Q COSTA RICA – Although it can take two times or more that it took a few weeks ago, travelling by bus to and from Alajuela and San Jose is still faster than by car. This according to transport authorities.
This because public transit – buses, taxis and ‘tourism vehicles’ are given priority travel on the ‘Platina’ bridge over the Virilla river on the autopista General Cañas.
Since Monday, January 23, the General Cañas is open only to public transit vehicles (and emergency vehicles) between 6:00am and 9:00am and 4:00pm and 7:00pm, Monday to Fridays.
During those times all other traffic has to use the alternate routes. The reason for the added congestion on roads like the Ruta 27 and La Valencia and Santo Domingo in Heredia.

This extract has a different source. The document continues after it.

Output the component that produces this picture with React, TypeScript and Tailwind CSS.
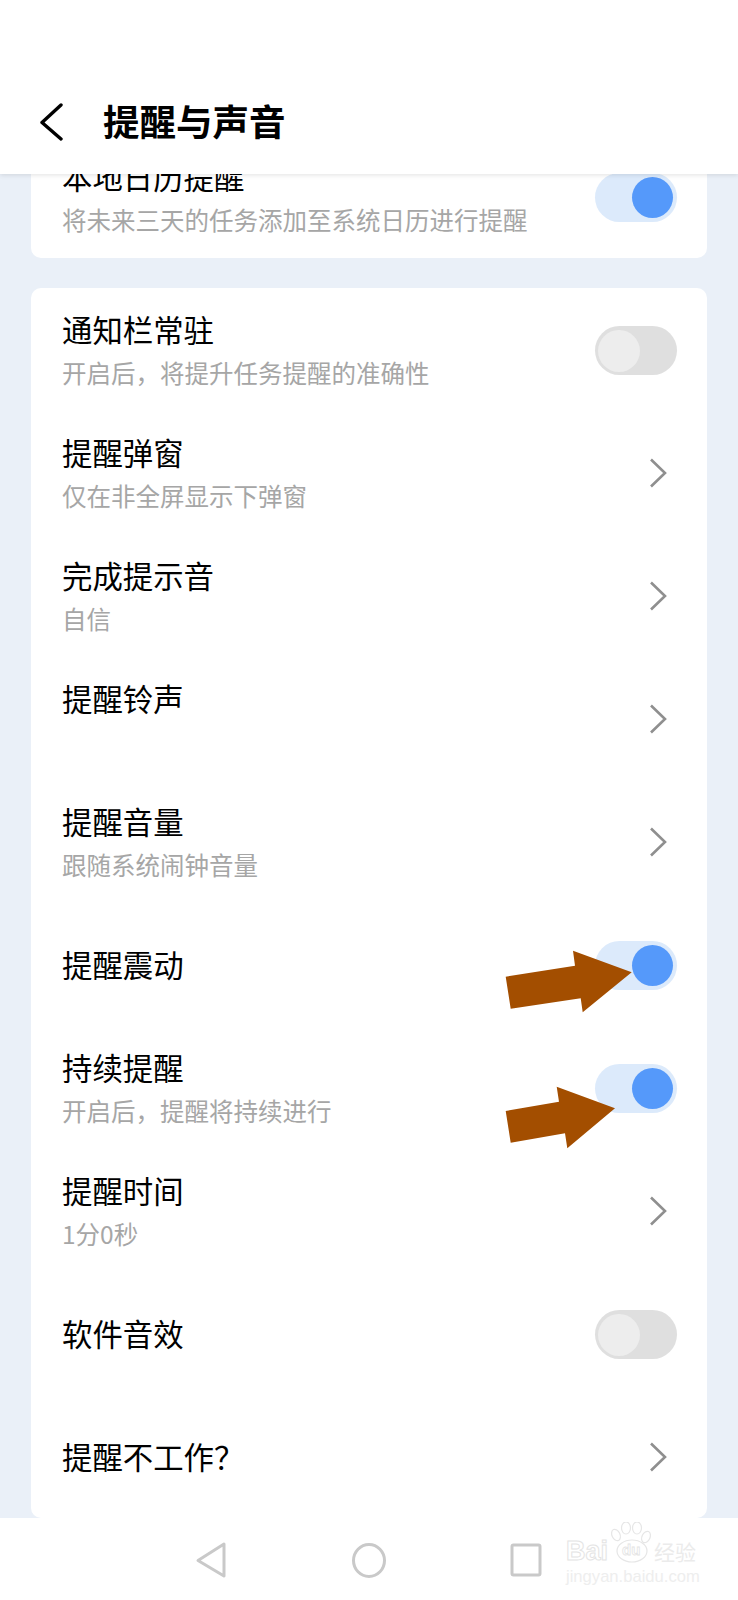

For example, the La Nacion reports that last Friday, at 7:50am, passengers travelled from downtown Alajuela to downtown San Jose on a direct bus in about 40 minutes. Prior to January 23, the trip averaged 25 minutes.
However, the same trip by car last Friday, took more than an hour.
Jonathan Agüero and Luis Zamora, working at the Programa de Investigación en Desarrollo Urbano Sostenible (Produs), de la Universidad de Costa Rica (UCR) – Rresearch Program in Sustainable Urban Development (Produs), University of Costa Rica – had this to say:
“It is shown that when priority is given to public transport with exclusive lanes, travel times become attractive and users switched to public transport (…).”
In addition, the researches say that when drivers notice a police presence, traffic congestion is reduced.
“It is being confirmed on the Alajuela – San José route, on the Santo Domingo and the radial to Heredia, all types of transportation benefit (…) when (traffic) officials are not there (…),” said the academics.
Happy as a camper is Mario Calderon, the director of the Policia de Transito (traffic police), who has shown satisfaction with the dynamics of traffic with the adoption of exclusive times.
The police chief and his officials are the frontline for criticism by drivers stuck in nightmarish congestion all around the north, south and west side of the Greater Metropolitan Area (GAM)
“In both directions of Alajuela – San Jose, the buses take less than an hour to arrive. The plan is working for public transportation; thus, the indication for the officers is to give them priority,” said Calderón.
Neftali Cubillo, manager at Tuasa, one of two bus operators service the Alajuela – San Jose corridor says however, there has not been a considerable increase in the number of passengers on this route, which sees on average 40,000 passengers daily.
Another option for people to leave their cars at home is the urban train.
Coincidentally the Instituto Costarricense de Ferrocarriles (Incofer) – railway – began the Alajuela – Heredia – San Jose train service (prior to January 23 the train only reached Rio Segundo), carrying some 9,500 people daily.
The original partial closure of the ‘Platina” bridge was to be to then end of February and maybe the first days of March. But, given that the public transport has been embraced by more than expected, we can expect transport officials to extned the closure to middle of March or even beyond.